● SUPPLIED RECORDS:
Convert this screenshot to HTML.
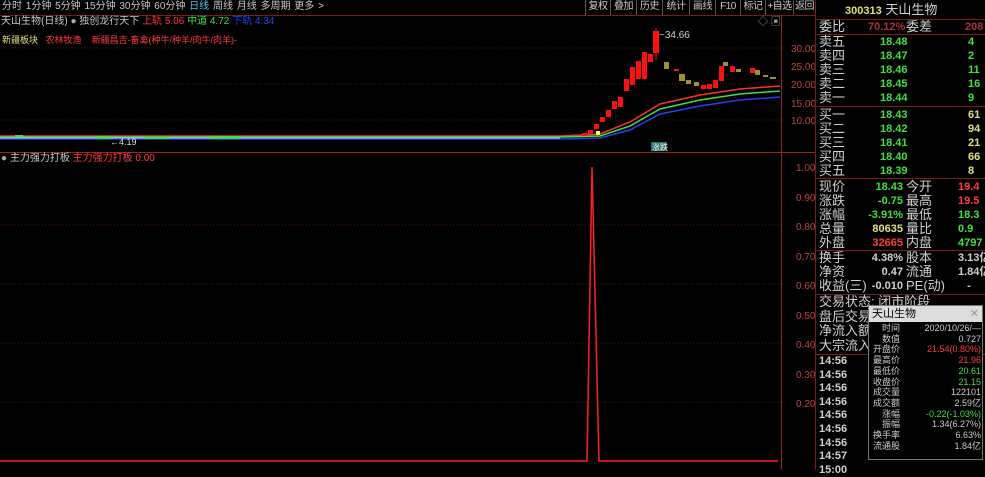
<!DOCTYPE html>
<html><head><meta charset="utf-8"><style>
*{margin:0;padding:0;box-sizing:border-box}
body{width:985px;height:470px;background:#000;overflow:hidden;position:relative;font-family:"Liberation Sans","Noto Sans CJK SC",sans-serif;font-size:11px;color:#c8c8c8}
.a{position:absolute;white-space:nowrap;line-height:14px}
.w{color:#d0d0d0}.r{color:#ff3b3b}.g{color:#40e040}.y{color:#e0e080}.dr{color:#b03030}
.num{font-weight:bold;font-size:11px !important}
.tb{position:absolute;top:0;height:15px;border-left:1px solid #555;color:#ccc;font-size:10px;line-height:14px;text-align:center;overflow:hidden;white-space:nowrap;letter-spacing:-0.5px}
</style></head><body>
<div class="a" style="left:2px;top:0;font-size:10px;word-spacing:1px">分时 1分钟 5分钟 15分钟 30分钟 60分钟 <span style="color:#4ac8e8">日线</span> 周线 月线 多周期 更多 &gt;</div>
<div class="tb" style="left:585px;width:25px">复权</div>
<div class="tb" style="left:610px;width:26px">叠加</div>
<div class="tb" style="left:636px;width:26px">历史</div>
<div class="tb" style="left:662px;width:27px">统计</div>
<div class="tb" style="left:689px;width:26px">画线</div>
<div class="tb" style="left:715px;width:25px">F10</div>
<div class="tb" style="left:740px;width:25px">标记</div>
<div class="tb" style="left:765px;width:28px">+自选</div>
<div class="tb" style="left:793px;width:22px">返回</div>
<div style="position:absolute;left:0;top:15px;width:815px;height:1px;background:#7a1a1a"></div>
<div class="a" style="left:1px;top:15px;font-size:10px">天山生物(日线) <span style="color:#aaa">●</span> 独创龙行天下 <span class="r">上轨 5.06</span> <span class="g">中道 4.72</span> <span style="color:#2040ff">下轨 4.34</span></div>
<div class="a" style="left:2px;top:33px;font-size:9px"><span class="y">新疆板块</span>&nbsp;&nbsp;&nbsp;<span class="r">农林牧渔</span>&nbsp;&nbsp;&nbsp;&nbsp;<span class="r">新疆昌吉-畜禽(种牛/种羊/肉牛/肉羊)-</span></div>
<div class="a" style="left:758px;top:16px;color:#999;font-size:10px">◇ ▣</div>

<svg style="position:absolute;left:0;top:0" width="815" height="470">
 <g stroke="#5a1515" stroke-dasharray="1 2">
  <line x1="0" y1="48" x2="781" y2="48"/><line x1="0" y1="84" x2="781" y2="84"/><line x1="0" y1="120" x2="781" y2="120"/>
  <line x1="0" y1="225" x2="781" y2="225"/><line x1="0" y1="284" x2="781" y2="284"/><line x1="0" y1="343" x2="781" y2="343"/><line x1="0" y1="402" x2="781" y2="402"/>
 </g>
 <line x1="781.5" y1="16" x2="781.5" y2="470" stroke="#a02020"/>
 <line x1="0" y1="152.5" x2="815" y2="152.5" stroke="#a02020"/>
 <polyline fill="none" stroke="#ff3030" stroke-width="1.5" points="0,136 560,136 600,134 630,122 660,104 700,95 740,89 780,86"/>
 <polyline fill="none" stroke="#40e040" stroke-width="1.5" points="0,137 560,137 600,136 630,126 660,109 700,100 740,94 780,91"/>
 <polyline fill="none" stroke="#2040ff" stroke-width="1.5" points="0,139 560,139 600,138 630,130 660,114 700,106 740,100 780,97"/>
 <polyline fill="none" stroke="#c0c0ff" stroke-width="1" points="0,138 560,138"/>
 <g fill="#40e040"><rect x="15" y="135" width="8" height="2"/><rect x="95" y="136" width="15" height="3"/><rect x="145" y="137" width="25" height="2"/><rect x="210" y="136" width="30" height="3"/></g>
 <text x="110" y="145" fill="#ddd" font-size="9" font-family="Liberation Sans">←4.19</text>
 <g fill="#ff1010">
  <rect x="582" y="133" width="5" height="3"/><rect x="588" y="130" width="5" height="4"/><rect x="594" y="124" width="5" height="5"/>
  <rect x="600" y="117" width="5" height="5"/><rect x="606" y="110" width="5" height="7"/><rect x="612" y="101" width="5" height="8"/>
  <rect x="618" y="97" width="5" height="10"/><rect x="624" y="79" width="5" height="12"/><rect x="630" y="67" width="5" height="18"/>
  <rect x="636" y="61" width="5" height="18"/><rect x="642" y="52" width="5" height="27"/><rect x="648" y="54" width="5" height="8"/>
  <rect x="653" y="31" width="6" height="22"/>
  <rect x="674" y="69" width="5" height="2"/><rect x="701" y="85" width="5" height="4"/><rect x="707" y="84" width="5" height="5"/>
  <rect x="713" y="80" width="5" height="8"/><rect x="719" y="66" width="5" height="15"/><rect x="730" y="66" width="5" height="6"/>
  <rect x="750" y="68" width="5" height="5"/>
 </g>
 <rect x="596" y="131" width="4" height="4" fill="#ffff40"/>
 <g fill="#a09030">
  <rect x="664" y="62" width="5" height="7"/><rect x="679" y="74" width="6" height="7"/><rect x="686" y="80" width="5" height="4"/>
  <rect x="694" y="82" width="5" height="4"/><rect x="723" y="62" width="5" height="4"/><rect x="736" y="69" width="5" height="3"/>
  <rect x="755" y="70" width="5" height="5"/><rect x="763" y="75" width="5" height="2"/><rect x="770" y="77" width="6" height="2"/>
 </g>
 <line x1="656" y1="28" x2="656" y2="60" stroke="#ff1010"/>
 <text x="659" y="38" fill="#ccc" font-size="10" font-family="Liberation Sans">~34.66</text>
 <rect x="651" y="142" width="16" height="9" fill="#2a6a6a"/>
 <text x="652" y="150" fill="#fff" font-size="8" font-family="Noto Sans CJK SC">涨跌</text>
 <g fill="#c04040" font-size="10" font-family="Liberation Sans">
  <text x="791" y="52">30.00</text><text x="791" y="70">25.00</text><text x="791" y="88">20.00</text><text x="791" y="107">15.00</text><text x="791" y="124">10.00</text>
  <text x="796" y="171">1.00</text><text x="796" y="201">0.90</text><text x="796" y="230">0.80</text><text x="796" y="260">0.70</text><text x="796" y="289">0.60</text>
  <text x="796" y="319">0.50</text><text x="796" y="348">0.40</text><text x="796" y="378">0.30</text><text x="796" y="407">0.20</text>
 </g>
 <polyline fill="none" stroke="#ff2020" stroke-width="1.5" points="0,461 587,461 592,167 599,461 778,461"/>
</svg>
<div class="a" style="left:1px;top:152px;font-size:10px"><span style="color:#aaa">●</span> 主力强力打板 <span class="r">主力强力打板 0.00</span></div>

<div style="position:absolute;left:815px;top:0;width:1px;height:470px;background:#7a1a1a"></div>
<div class="a" style="left:845px;top:3px;font-size:13px"><b class="y" style="font-size:11px">300313</b> <span class="w">天山生物</span></div>
<div style="position:absolute;left:815px;top:19px;width:170px;height:1px;background:#7a1a1a"></div>
<div class="a w" style="left:819px;top:20px;font-size:13px">委比</div><div class="a num dr" style="left:868px;top:20px">70.12%</div><div class="a w" style="left:906px;top:20px;font-size:13px">委差</div><div class="a num dr" style="left:965px;top:20px">208</div>
<div style="position:absolute;left:815px;top:34px;width:170px;height:1px;background:#7a1a1a"></div>
<div class="a w" style="left:819px;top:35px;font-size:13px;line-height:14px">卖五<br>卖四<br>卖三<br>卖二<br>卖一</div>
<div class="a num g" style="left:880px;top:35px;line-height:14px">18.48<br>18.47<br>18.46<br>18.45<br>18.44</div>
<div class="a num g" style="left:968px;top:35px;line-height:14px;width:17px">4<br>2<br>11<br>16<br>9</div>
<div style="position:absolute;left:815px;top:106px;width:170px;height:1px;background:#7a1a1a"></div>
<div class="a w" style="left:819px;top:108px;font-size:13px;line-height:14px">买一<br>买二<br>买三<br>买四<br>买五</div>
<div class="a num g" style="left:880px;top:108px;line-height:14px">18.43<br>18.42<br>18.41<br>18.40<br>18.39</div>
<div class="a num y" style="left:968px;top:108px;line-height:14px;width:17px">61<br>94<br>21<br>66<br>8</div>
<div style="position:absolute;left:815px;top:178px;width:170px;height:1px;background:#7a1a1a"></div>
<div class="a w" style="left:819px;top:180px;font-size:13px;line-height:14px">现价<br>涨跌<br>涨幅<br>总量<br>外盘</div>
<div class="a num" style="left:843px;top:180px;line-height:14px;width:60px;text-align:right"><span class="g">18.43</span><br><span class="g">-0.75</span><br><span class="g">-3.91%</span><br><span class="y">80635</span><br><span class="r">32665</span></div>
<div class="a w" style="left:906px;top:180px;font-size:13px;line-height:14px">今开<br>最高<br>最低<br>量比<br>内盘</div>
<div class="a num" style="left:958px;top:180px;line-height:14px"><span class="r">19.4</span><br><span class="r">19.5</span><br><span class="g">18.3</span><br><span class="g">0.9</span><br><span class="g">4797</span></div>
<div style="position:absolute;left:815px;top:250px;width:170px;height:1px;background:#7a1a1a"></div>
<div class="a w" style="left:819px;top:251px;font-size:13px;line-height:14px">换手<br>净资<br>收益(三)</div>
<div class="a num w" style="left:843px;top:251px;line-height:14px;width:60px;text-align:right">4.38%<br>0.47<br>-0.010</div>
<div class="a w" style="left:906px;top:251px;font-size:13px;line-height:14px">股本<br>流通<br>PE(动)</div>
<div class="a num w" style="left:958px;top:251px;line-height:14px">3.13亿<br>1.84亿<br>&nbsp;&nbsp;&nbsp;-</div>
<div style="position:absolute;left:815px;top:294px;width:170px;height:1px;background:#7a1a1a"></div>
<div class="a w" style="left:819px;top:295px;font-size:13px;line-height:14.5px">交易状态: 闭市阶段<br>盘后交易<br>净流入额<br>大宗流入</div>
<div style="position:absolute;left:815px;top:354px;width:170px;height:1px;background:#7a1a1a"></div>
<div class="a num w" style="left:819px;top:355px;line-height:13.6px;font-size:11px !important">14:56<br>14:56<br>14:56<br>14:56<br>14:56<br>14:56<br>14:56<br>14:57<br>15:00</div>
<div style="position:absolute;left:868px;top:305px;width:115px;height:155px;background:#000;border:1px solid #777"></div>
<div style="position:absolute;left:869px;top:306px;width:113px;height:16px;background:#dcdcdc;color:#000;font-size:11px;line-height:16px;padding-left:3px">天山生物<span style="position:absolute;right:3px;color:#999">✕</span></div>
<div class="a" style="left:872px;top:323px;font-size:9px;line-height:10.7px;color:#ccc;text-align:right;width:28px">时间<br>数值<br>开盘价<br>最高价<br>最低价<br>收盘价<br>成交量<br>成交额<br>涨幅<br>振幅<br>换手率<br>流通股</div>
<div class="a" style="left:900px;top:323px;font-size:9px;line-height:10.7px;text-align:right;width:81px;color:#ccc">2020/10/26/—<br>0.727<br><span class="r">21.54(0.80%)</span><br><span class="r">21.96</span><br><span class="g">20.61</span><br><span class="g">21.15</span><br>122101<br>2.59亿<br><span class="g">-0.22(-1.03%)</span><br>1.34(6.27%)<br>6.63%<br>1.84亿</div>
</body></html>
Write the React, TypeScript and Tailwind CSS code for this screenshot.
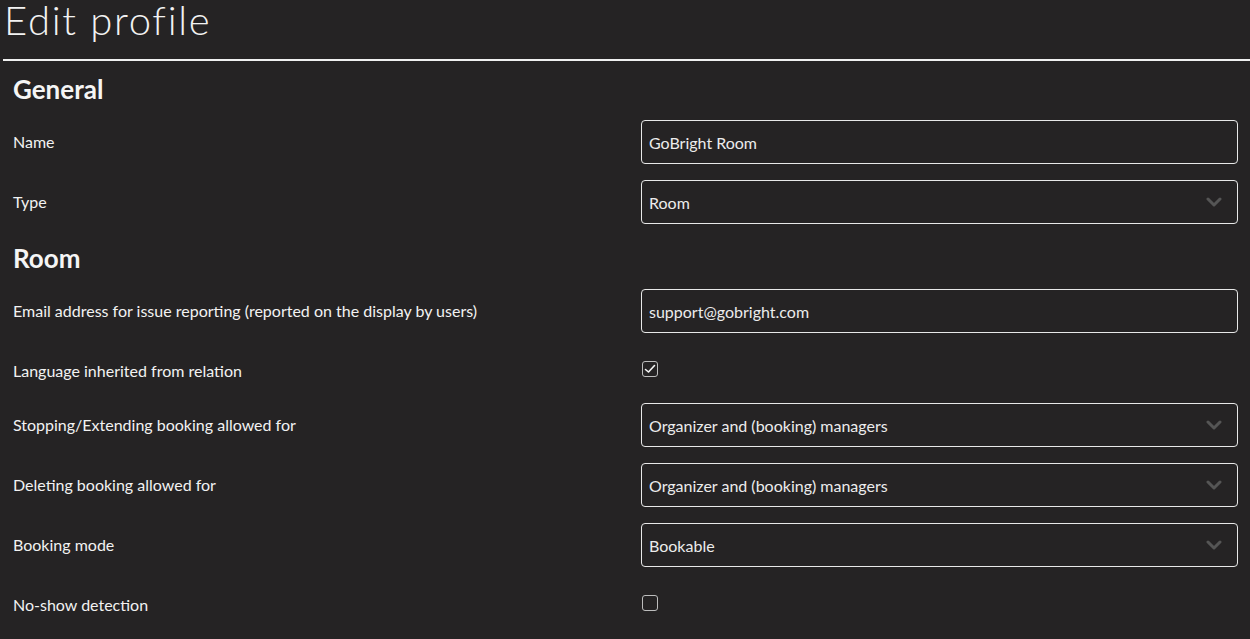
import React from "react";

const font = { fontFamily: "Lato, 'Noto Sans', sans-serif" };

function Chevron() {
  return (
    <svg width="16" height="10" viewBox="0 0 16 10" className="absolute right-[15px] top-1/2 -translate-y-1/2">
      <polyline points="2,2 8,8 14,2" fill="none" stroke="#555" strokeWidth="3" strokeLinecap="round" strokeLinejoin="round" />
    </svg>
  );
}

function Field({ value, select }: { value: string; select?: boolean }) {
  return (
    <div className="relative flex h-[44px] flex-1 items-center rounded-[4px] border border-[#e8e8e8] pl-[7px] pt-[1px] text-[16px] text-[#ececec]">
      {value}
      {select && <Chevron />}
    </div>
  );
}

function Row({ label, children }: { label: string; children: React.ReactNode }) {
  return (
    <div className="flex h-[44px] items-center">
      <div className="w-[628px] text-[16px] text-[#f2f2f2]">{label}</div>
      {children}
    </div>
  );
}

function Check({ checked }: { checked?: boolean }) {
  return (
    <div className="flex h-[16px] w-[16px] items-center justify-center rounded-[3px] border border-[#bdbdbd]">
      {checked && (
        <svg width="12" height="10" viewBox="0 0 12 10">
          <polyline points="1.5,5.5 4.5,8 10.5,1.5" fill="none" stroke="#f5f5f5" strokeWidth="1.6" strokeLinecap="round" strokeLinejoin="round" />
        </svg>
      )}
    </div>
  );
}

function CheckRow({ label, checked }: { label: string; checked?: boolean }) {
  return (
    <div className="flex h-[38px] items-center">
      <div className="w-[629px] pt-[5px] text-[16px] text-[#f2f2f2]">{label}</div>
      <div className="pt-[1px]">
        <Check checked={checked} />
      </div>
    </div>
  );
}

export default function App() {
  return (
    <div className="min-h-[639px] w-full bg-[#252324] text-white" style={font}>
      <div className="h-[59px] pl-[4px]">
        <div className="-translate-y-[4px] text-[40px] font-light leading-[48px] tracking-[1.7px] text-[#f2f2f2]">Edit profile</div>
      </div>
      <div className="ml-[3px] h-[2px] bg-[#f0f0f0]" />
      <div className="pl-[13px] pr-[12px]">
        <h2 className="mt-[12px] text-[26px] font-bold leading-[32px] text-[#f5f5f5]">General</h2>
        <div className="mt-[15px] flex flex-col gap-[16px]">
          <Row label="Name">
            <Field value="GoBright Room" />
          </Row>
          <Row label="Type">
            <Field value="Room" select />
          </Row>
        </div>
        <h2 className="mt-[18px] text-[26px] font-bold leading-[32px] text-[#f5f5f5]">Room</h2>
        <div className="mt-[15px] flex flex-col gap-[16px]">
          <Row label="Email address for issue reporting (reported on the display by users)">
            <Field value="support@gobright.com" />
          </Row>
          <CheckRow label="Language inherited from relation" checked />
          <Row label="Stopping/Extending booking allowed for">
            <Field value="Organizer and (booking) managers" select />
          </Row>
          <Row label="Deleting booking allowed for">
            <Field value="Organizer and (booking) managers" select />
          </Row>
          <Row label="Booking mode">
            <Field value="Bookable" select />
          </Row>
          <CheckRow label="No-show detection" />
        </div>
      </div>
    </div>
  );
}
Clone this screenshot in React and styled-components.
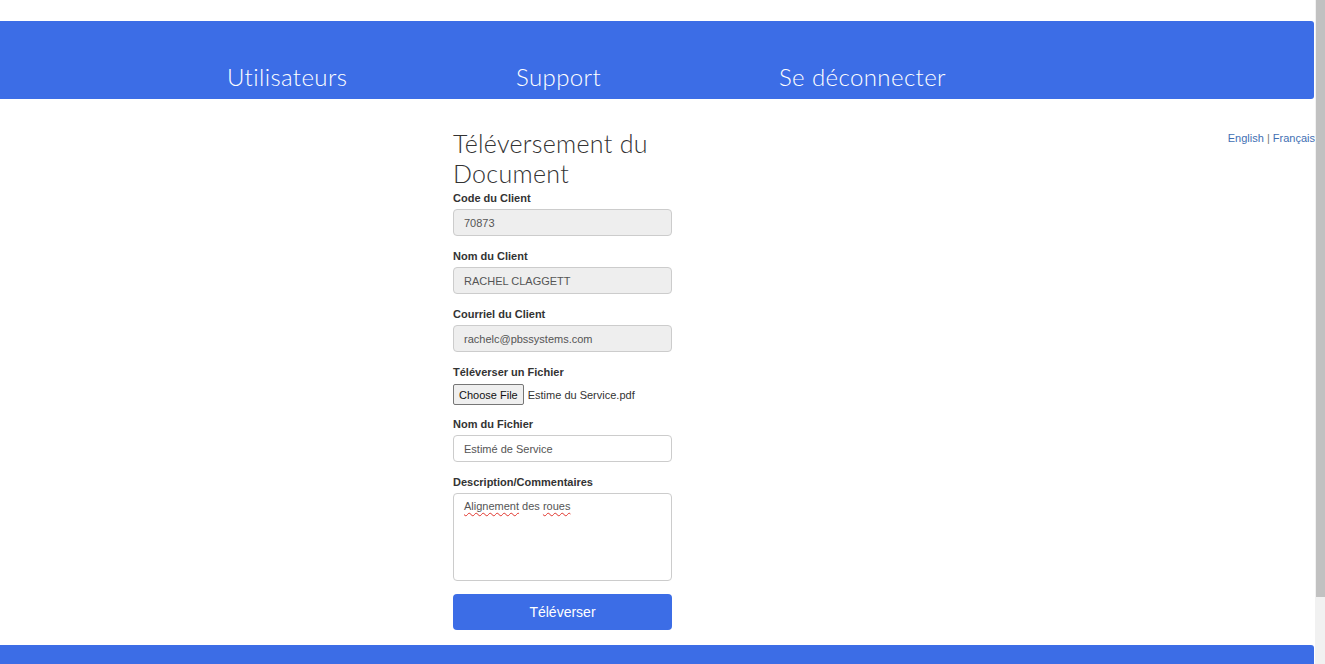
import React from "react";
import styled, { createGlobalStyle } from "styled-components";

const GlobalStyle = createGlobalStyle`
  html, body {
    margin: 0;
    padding: 0;
    background: #fff;
  }
  body {
    font-family: "Liberation Sans", Arial, sans-serif;
  }
`;

const BLUE = "#3c6de6";

const Page = styled.div`
  min-height: 738px;
  margin-right: 10px;
  display: flex;
  flex-direction: column;
`;

// Window scrollbar, drawn over the right edge
const ScrollTrack = styled.div`
  position: fixed;
  top: 0;
  right: 0;
  width: 10px;
  height: 100vh;
  background: #f1f1f1;
`;

const ScrollThumb = styled.div`
  margin-left: 1px;
  width: 9px;
  height: 597px;
  background: #c1c1c1;
`;

// Top navigation bar
const NavBar = styled.nav`
  margin-top: 21px;
  margin-right: 1px;
  height: 78px;
  box-sizing: border-box;
  background: ${BLUE};
  border-radius: 0 3px 3px 0;
  display: flex;
  align-items: flex-end;
  padding: 0 0 8px 227px;
`;

const NavLink = styled.a`
  width: ${(p) => (p.$w ? `${p.$w}px` : "auto")};
  font-family: "Lato", "Open Sans", sans-serif;
  font-weight: 300;
  font-size: 24px;
  letter-spacing: 0.4px;
  line-height: 28px;
  color: #fff;
  text-decoration: none;
`;

// Main content
const Main = styled.main`
  display: grid;
  grid-template-columns: 453px 219px 1fr;
  align-items: start;
`;

const FormColumn = styled.form`
  grid-column: 2;
  display: flex;
  flex-direction: column;
  padding-top: 29px;
  padding-bottom: 15px;
`;

const Lang = styled.div`
  grid-column: 3;
  justify-self: end;
  margin-top: 32px;
  font-size: 11px;
  line-height: 14px;
  color: #777;
`;

const LangLink = styled.a`
  color: #3f6fb3;
  text-decoration: none;
`;

const Title = styled.h2`
  font-family: "Lato", "Open Sans", sans-serif;
  font-weight: 300;
  font-size: 25px;
  letter-spacing: 0.3px;
  line-height: 30px;
  color: #333;
  margin: 0 0 3px;
`;

const Group = styled.div`
  display: flex;
  flex-direction: column;
  margin-bottom: ${(p) => p.$gap || 13}px;
`;

const Label = styled.label`
  font-size: 11px;
  font-weight: bold;
  line-height: 15px;
  color: #333;
  margin-bottom: 3px;
`;

const Input = styled.input`
  box-sizing: border-box;
  height: 27px;
  width: 100%;
  padding: 0 10px;
  font-family: "Liberation Sans", Arial, sans-serif;
  font-size: 11px;
  color: #555;
  background: ${(p) => (p.readOnly ? "#eeeeee" : "#fff")};
  border: 1px solid #cccccc;
  border-radius: 4px;
  outline: none;
`;

const FileRow = styled.div`
  display: flex;
  align-items: center;
  gap: 4px;
  height: 21px;
  margin-top: 1px;
  font-size: 11px;
  color: #333;
`;

const FileButton = styled.button`
  box-sizing: border-box;
  height: 21px;
  padding: 0 5px;
  font-family: "Liberation Sans", Arial, sans-serif;
  font-size: 11px;
  color: #111;
  background: #efefef;
  border: 1px solid #767676;
  border-radius: 2px;
`;

const TextArea = styled.div`
  box-sizing: border-box;
  height: 88px;
  padding: 5px 10px;
  font-size: 11px;
  line-height: 14px;
  color: #555;
  background: #fff;
  border: 1px solid #cccccc;
  border-radius: 4px;
`;

const Misspelled = styled.span`
  text-decoration: underline wavy #e0342c;
  text-decoration-thickness: 1px;
  text-underline-offset: 2px;
`;

const Submit = styled.button`
  height: 36px;
  width: 100%;
  background: ${BLUE};
  color: #fff;
  border: none;
  border-radius: 4px;
  font-family: "Liberation Sans", Arial, sans-serif;
  font-size: 14px;
`;

const Footer = styled.footer`
  flex: 1;
  min-height: 93px;
  margin-right: 1px;
  background: ${BLUE};
  border-radius: 0 3px 0 0;
`;

const App = () => {
  return (
    <>
      <GlobalStyle />
      <Page>
        <NavBar>
          <NavLink href="#" $w={289}>Utilisateurs</NavLink>
          <NavLink href="#" $w={263}>Support</NavLink>
          <NavLink href="#">Se déconnecter</NavLink>
        </NavBar>

        <Main>
          <FormColumn onSubmit={(e) => e.preventDefault()}>
            <Title>
              Téléversement du
              <br />
              Document
            </Title>

            <Group>
              <Label>Code du Client</Label>
              <Input readOnly value="70873" />
            </Group>

            <Group>
              <Label>Nom du Client</Label>
              <Input readOnly value="RACHEL CLAGGETT" />
            </Group>

            <Group>
              <Label>Courriel du Client</Label>
              <Input readOnly value="rachelc@pbssystems.com" />
            </Group>

            <Group $gap={12}>
              <Label>Téléverser un Fichier</Label>
              <FileRow>
                <FileButton type="button">Choose File</FileButton>
                <span>Estime du Service.pdf</span>
              </FileRow>
            </Group>

            <Group>
              <Label>Nom du Fichier</Label>
              <Input defaultValue="Estimé de Service" />
            </Group>

            <Group>
              <Label>Description/Commentaires</Label>
              <TextArea>
                <Misspelled>Alignement</Misspelled> des <Misspelled>roues</Misspelled>
              </TextArea>
            </Group>

            <Submit type="submit">Téléverser</Submit>
          </FormColumn>

          <Lang>
            <LangLink href="#">English</LangLink> | <LangLink href="#">Français</LangLink>
          </Lang>
        </Main>

        <Footer />
      </Page>
      <ScrollTrack>
        <ScrollThumb />
      </ScrollTrack>
    </>
  );
};

export default App;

● WHAT TO PRODUCE: From the listing above, copy all lines holding the word "this".

● FULL ANSWER:
Convert this screenshot to HTML.
Write the React, TypeScript and Tailwind CSS code for this screenshot.
Clone this screenshot in React and styled-components.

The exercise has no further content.